• [Exercise details]
Identify each line containing the word "page" and copy it.

• [Data block]
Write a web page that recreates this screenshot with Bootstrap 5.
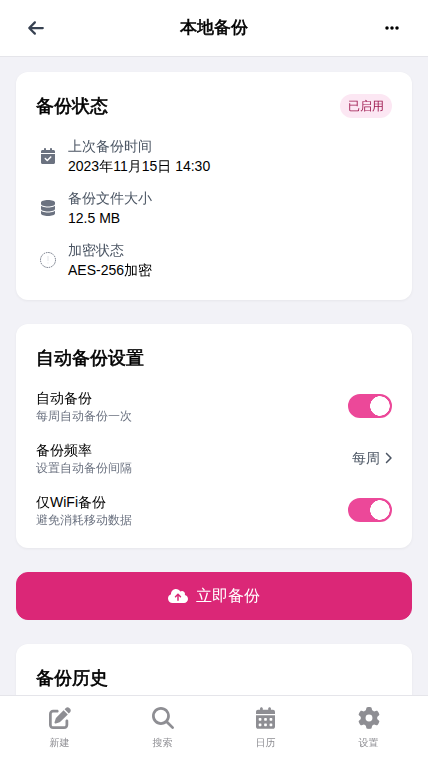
<!DOCTYPE html>
<html lang="zh-CN">
<head>
<meta charset="utf-8">
<meta name="viewport" content="width=device-width, initial-scale=1">
<title>本地备份</title>
<link href="https://cdn.jsdelivr.net/npm/bootstrap@5.3.0/dist/css/bootstrap.min.css" rel="stylesheet">
<style>
  body { font-family: "Liberation Sans", "Droid Sans Fallback", "WenQuanYi Zen Hei", "Noto Sans CJK SC", sans-serif; font-size: 14px; line-height: 20px; color: #000; background: #f2f2f7; }
  svg { display: block; fill: currentColor; flex-shrink: 0; }
  .app-header { height: 57px; border-bottom: 1px solid #e5e5ea; }
  .app-title { font-size: 17px; line-height: 26px; font-weight: 600; -webkit-text-stroke: .6px currentColor; }
  .icon-btn { width: 40px; height: 40px; padding: 0; color: #374151; }
  .app-main { scrollbar-width: none; }
  .app-main::-webkit-scrollbar { display: none; }
  .page-stack { padding: 15px 16px 16px; }
  .panel { border: 0; border-radius: 12px; padding: 20px; box-shadow: 0 1px 3px rgba(0, 0, 0, .05); }
  .panel-title { font-size: 18px; line-height: 28px; font-weight: 600; -webkit-text-stroke: .6px currentColor; }
  .state-pill { font-size: 12px; line-height: 16px; font-weight: 400; padding: 4px 8px; color: #9d174d; background: #fce7f3; }
  .stat-list { gap: 12px; }
  .stat-icon { width: 24px; color: #6b7280; }
  .stat-label, .choice { color: #4b5563; }
  .hint { font-size: 12px; line-height: 16px; color: #6b7280; }
  .switch-box .form-check-input { width: 44px; height: 24px; margin: 0; border: 2px solid #d1d5db; cursor: pointer;
    background-image: radial-gradient(circle closest-side, #fff 96%, transparent); background-size: 20px 20px; background-position: left center; background-color: #d1d5db; }
  .switch-box .form-check-input:checked { background-color: #ec4899; border-color: #ec4899; background-position: right center;
    background-image: radial-gradient(circle closest-side, #fff 96%, transparent); }
  .backup-btn { height: 48px; border-radius: 12px; font-size: 16px; line-height: 24px;
    --bs-btn-color: #fff; --bs-btn-bg: #db2777; --bs-btn-border-color: #db2777; --bs-btn-hover-color: #fff; --bs-btn-hover-bg: #be185d; --bs-btn-hover-border-color: #be185d; }
  .tab-bar { height: 65px; border-top: 1px solid #e5e5ea; }
  .tab-bar a { font-size: 10px; line-height: 16px; color: #8e8e93; padding-top: 11px; gap: 6px; }
</style>
<script src="https://cdn.jsdelivr.net/npm/bootstrap@5.3.0/dist/js/bootstrap.bundle.min.js" defer></script>
</head>
<body class="d-flex flex-column vh-100">

<header class="app-header bg-white d-flex align-items-center justify-content-between px-3 flex-shrink-0">
  <button type="button" class="btn icon-btn d-flex align-items-center justify-content-center border-0" aria-label="返回">
    <svg width="16" height="18" viewBox="0 0 448 512"><path d="M9.4 233.4c-12.5 12.5-12.5 32.8 0 45.3l160 160c12.5 12.5 32.8 12.5 45.3 0s12.5-32.8 0-45.3L109.2 288 416 288c17.7 0 32-14.3 32-32s-14.3-32-32-32l-306.7 0L214.6 118.6c12.5-12.5 12.5-32.8 0-45.3s-32.8-12.5-45.3 0l-160 160z"/></svg>
  </button>
  <h1 class="app-title mb-0">本地备份</h1>
  <button type="button" class="btn icon-btn d-flex align-items-center justify-content-center border-0 text-black" aria-label="更多">
    <svg width="14" height="16" viewBox="0 0 448 512"><path d="M8 256a56 56 0 1 1 112 0A56 56 0 1 1 8 256zm160 0a56 56 0 1 1 112 0 56 56 0 1 1 -112 0zm216-56a56 56 0 1 1 0 112 56 56 0 1 1 0-112z"/></svg>
  </button>
</header>

<main class="app-main flex-grow-1 overflow-auto">
  <div class="page-stack d-grid gap-4">
    <section class="card panel gap-3">
      <div class="d-flex align-items-center justify-content-between">
        <h2 class="panel-title mb-0">备份状态</h2>
        <span class="badge rounded-pill state-pill">已启用</span>
      </div>
      <div class="stat-list d-flex flex-column">
        <div class="d-flex align-items-center gap-2">
          <span class="stat-icon d-flex justify-content-center">
            <svg width="14" height="16" viewBox="0 0 448 512"><path d="M128 0c17.7 0 32 14.3 32 32V64H288V32c0-17.7 14.3-32 32-32s32 14.3 32 32V64h48c26.5 0 48 21.5 48 48v48H0V112C0 85.5 21.5 64 48 64H96V32c0-17.7 14.3-32 32-32zM0 192H448V464c0 26.5-21.5 48-48 48H48c-26.5 0-48-21.5-48-48V192zM329 305c9.4-9.4 9.4-24.6 0-33.9s-24.6-9.4-33.9 0l-95 95-47-47c-9.4-9.4-24.6-9.4-33.9 0s-9.4 24.6 0 33.9l64 64c9.4 9.4 24.6 9.4 33.9 0L329 305z"/></svg>
          </span>
          <div><div class="stat-label">上次备份时间</div><div>2023年11月15日 14:30</div></div>
        </div>
        <div class="d-flex align-items-center gap-2">
          <span class="stat-icon d-flex justify-content-center">
            <svg width="14" height="16" viewBox="0 0 448 512"><path d="M448 80v48c0 44.2-100.3 80-224 80S0 172.2 0 128V80C0 35.8 100.3 0 224 0S448 35.8 448 80zM393.2 214.7c20.8-7.4 39.9-16.9 54.8-28.6V288c0 44.2-100.3 80-224 80S0 332.2 0 288V186.1c14.9 11.8 34 21.2 54.8 28.6C99.7 230.7 159.5 240 224 240s124.3-9.3 169.2-25.3zM0 346.1c14.9 11.8 34 21.2 54.8 28.6C99.7 390.7 159.5 400 224 400s124.3-9.3 169.2-25.3c20.8-7.4 39.9-16.9 54.8-28.6V432c0 44.2-100.3 80-224 80S0 476.2 0 432V346.1z"/></svg>
          </span>
          <div><div class="stat-label">备份文件大小</div><div>12.5 MB</div></div>
        </div>
        <div class="d-flex align-items-center gap-2">
          <span class="stat-icon d-flex justify-content-center">
            <svg width="16" height="16" viewBox="0 0 16 16"><circle cx="8" cy="8" r="7.5" fill="none" stroke="currentColor" stroke-width="1" stroke-dasharray="1.5 .856"/><path d="M7.5 4h1v5h-1zM7.5 10.5h1v1h-1z" opacity=".2"/></svg>
          </span>
          <div><div class="stat-label">加密状态</div><div>AES-256加密</div></div>
        </div>
      </div>
    </section>

    <section class="card panel gap-3">
      <h2 class="panel-title mb-0">自动备份设置</h2>
      <div class="d-flex align-items-center justify-content-between switch-box form-switch p-0">
        <label for="auto-backup"><span class="d-block">自动备份</span><span class="d-block hint">每周自动备份一次</span></label>
        <input class="form-check-input" type="checkbox" role="switch" id="auto-backup" checked>
      </div>
      <div class="d-flex align-items-center justify-content-between">
        <div><div>备份频率</div><div class="hint">设置自动备份间隔</div></div>
        <a href="#" class="choice d-flex align-items-center gap-1 text-decoration-none">每周
          <svg width="8" height="12" viewBox="0 0 320 512"><path d="M310.6 233.4c12.5 12.5 12.5 32.8 0 45.3l-192 192c-12.5 12.5-32.8 12.5-45.3 0s-12.5-32.8 0-45.3L242.7 256 73.4 86.6c-12.5-12.5-12.5-32.8 0-45.3s32.8-12.5 45.3 0l192 192z"/></svg>
        </a>
      </div>
      <div class="d-flex align-items-center justify-content-between switch-box form-switch p-0">
        <label for="wifi-only"><span class="d-block">仅WiFi备份</span><span class="d-block hint">避免消耗移动数据</span></label>
        <input class="form-check-input" type="checkbox" role="switch" id="wifi-only" checked>
      </div>
    </section>

    <button type="button" class="btn backup-btn d-flex align-items-center justify-content-center gap-2">
      <svg width="20" height="16" viewBox="0 0 640 512"><path d="M144 480C64.5 480 0 415.5 0 336c0-62.8 40.2-116.2 96.2-135.9c-.1-2.7-.2-5.4-.2-8.1c0-88.4 71.6-160 160-160c59.3 0 111 32.2 138.7 80.2C409.9 102 428.3 96 448 96c53 0 96 43 96 96c0 12.2-2.3 23.8-6.4 34.6C596 238.4 640 290.1 640 352c0 70.7-57.3 128-128 128H144zm79-217c-9.4 9.4-9.4 24.6 0 33.9s24.6 9.4 33.9 0l39-39V392c0 13.3 10.7 24 24 24s24-10.7 24-24V257.9l39 39c9.4 9.4 24.6 9.4 33.9 0s9.4-24.6 0-33.9l-80-80c-9.4-9.4-24.6-9.4-33.9 0l-80 80z"/></svg>
      立即备份
    </button>

    <section class="card panel">
      <h2 class="panel-title mb-0">备份历史</h2>
    </section>
  </div>
</main>

<nav class="tab-bar bg-white d-flex px-2 flex-shrink-0" aria-label="主导航">
  <a href="#" class="col d-flex flex-column align-items-center text-decoration-none">
    <svg width="22" height="22" viewBox="0 0 512 512"><path d="M471.6 21.7c-21.9-21.9-57.3-21.9-79.2 0L362.3 51.7l97.9 97.9 30.1-30.1c21.9-21.9 21.9-57.3 0-79.2L471.6 21.7zm-299.2 220c-6.1 6.1-10.8 13.6-13.5 21.9l-29.6 88.8c-2.9 8.6-.6 18.1 5.8 24.6s15.9 8.7 24.6 5.8l88.8-29.6c8.2-2.7 15.7-7.4 21.9-13.5L437.7 172.3 339.7 74.3 172.4 241.7zM96 64C43 64 0 107 0 160V416c0 53 43 96 96 96H352c53 0 96-43 96-96V320c0-17.7-14.3-32-32-32s-32 14.3-32 32v96c0 17.7-14.3 32-32 32H96c-17.7 0-32-14.3-32-32V160c0-17.7 14.3-32 32-32h96c17.7 0 32-14.3 32-32s-14.3-32-32-32H96z"/></svg>
    <span>新建</span>
  </a>
  <a href="#" class="col d-flex flex-column align-items-center text-decoration-none">
    <svg width="22" height="22" viewBox="0 0 512 512"><path d="M416 208c0 45.9-14.9 88.3-40 122.7L502.6 457.4c12.5 12.5 12.5 32.8 0 45.3s-32.8 12.5-45.3 0L330.7 376c-34.4 25.2-76.8 40-122.7 40C93.1 416 0 322.9 0 208S93.1 0 208 0S416 93.1 416 208zM208 352a144 144 0 1 0 0-288 144 144 0 1 0 0 288z"/></svg>
    <span>搜索</span>
  </a>
  <a href="#" class="col d-flex flex-column align-items-center text-decoration-none">
    <svg width="19" height="22" viewBox="0 0 448 512"><path fill-rule="evenodd" d="M128 0c17.7 0 32 14.3 32 32V64H288V32c0-17.7 14.3-32 32-32s32 14.3 32 32V64h48c26.5 0 48 21.5 48 48v48H0V112C0 85.5 21.5 64 48 64H96V32c0-17.7 14.3-32 32-32zM0 192H448V464c0 26.5-21.5 48-48 48H48c-26.5 0-48-21.5-48-48V192zM80 256h32q16 0 16 16v32q0 16-16 16H80q-16 0-16-16V272q0-16 16-16zM208 256h32q16 0 16 16v32q0 16-16 16H208q-16 0-16-16V272q0-16 16-16zM336 256h32q16 0 16 16v32q0 16-16 16H336q-16 0-16-16V272q0-16 16-16zM80 384h32q16 0 16 16v32q0 16-16 16H80q-16 0-16-16V400q0-16 16-16zM208 384h32q16 0 16 16v32q0 16-16 16H208q-16 0-16-16V400q0-16 16-16zM336 384h32q16 0 16 16v32q0 16-16 16H336q-16 0-16-16V400q0-16 16-16z"/></svg>
    <span>日历</span>
  </a>
  <a href="#" class="col d-flex flex-column align-items-center text-decoration-none">
    <svg width="22" height="22" viewBox="0 0 512 512"><path d="M495.9 166.6c3.2 8.7 .5 18.4-6.4 24.6l-43.3 39.4c1.1 8.3 1.7 16.8 1.7 25.4s-.6 17.1-1.7 25.4l43.3 39.4c6.9 6.2 9.6 15.9 6.4 24.6c-4.4 11.9-9.7 23.3-15.8 34.3l-4.7 8.1c-6.6 11-14 21.4-22.1 31.2c-5.9 7.2-15.7 9.6-24.5 6.8l-55.7-17.7c-13.4 10.3-28.2 18.9-44 25.4l-12.5 57.1c-2 9.1-9 16.3-18.2 17.8c-13.8 2.3-28 3.5-42.5 3.5s-28.7-1.2-42.5-3.5c-9.2-1.5-16.2-8.7-18.2-17.8l-12.5-57.1c-15.8-6.5-30.6-15.1-44-25.4L83.1 425.9c-8.8 2.8-18.6 .3-24.5-6.8c-8.1-9.8-15.5-20.2-22.1-31.2l-4.7-8.1c-6.1-11-11.4-22.4-15.8-34.3c-3.2-8.7-.5-18.4 6.4-24.6l43.3-39.4C64.6 273.1 64 264.6 64 256s.6-17.1 1.7-25.4L22.4 191.2c-6.9-6.2-9.6-15.9-6.4-24.6c4.4-11.9 9.7-23.3 15.8-34.3l4.7-8.1c6.6-11 14-21.4 22.1-31.2c5.9-7.2 15.7-9.6 24.5-6.8l55.7 17.7c13.4-10.3 28.2-18.9 44-25.4l12.5-57.1c2-9.1 9-16.3 18.2-17.8C227.3 1.2 241.5 0 256 0s28.7 1.2 42.5 3.5c9.2 1.5 16.2 8.7 18.2 17.8l12.5 57.1c15.8 6.5 30.6 15.1 44 25.4l55.7-17.7c8.8-2.8 18.6-.3 24.5 6.8c8.1 9.8 15.5 20.2 22.1 31.2l4.7 8.1c6.1 11 11.4 22.4 15.8 34.3zM256 336a80 80 0 1 0 0-160 80 80 0 1 0 0 160z"/></svg>
    <span>设置</span>
  </a>
</nav>
</body>
</html>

• [Exercise result]
Write a web page that recreates this screenshot with Bootstrap 5.
  .page-stack { padding: 15px 16px 16px; }
  <div class="page-stack d-grid gap-4">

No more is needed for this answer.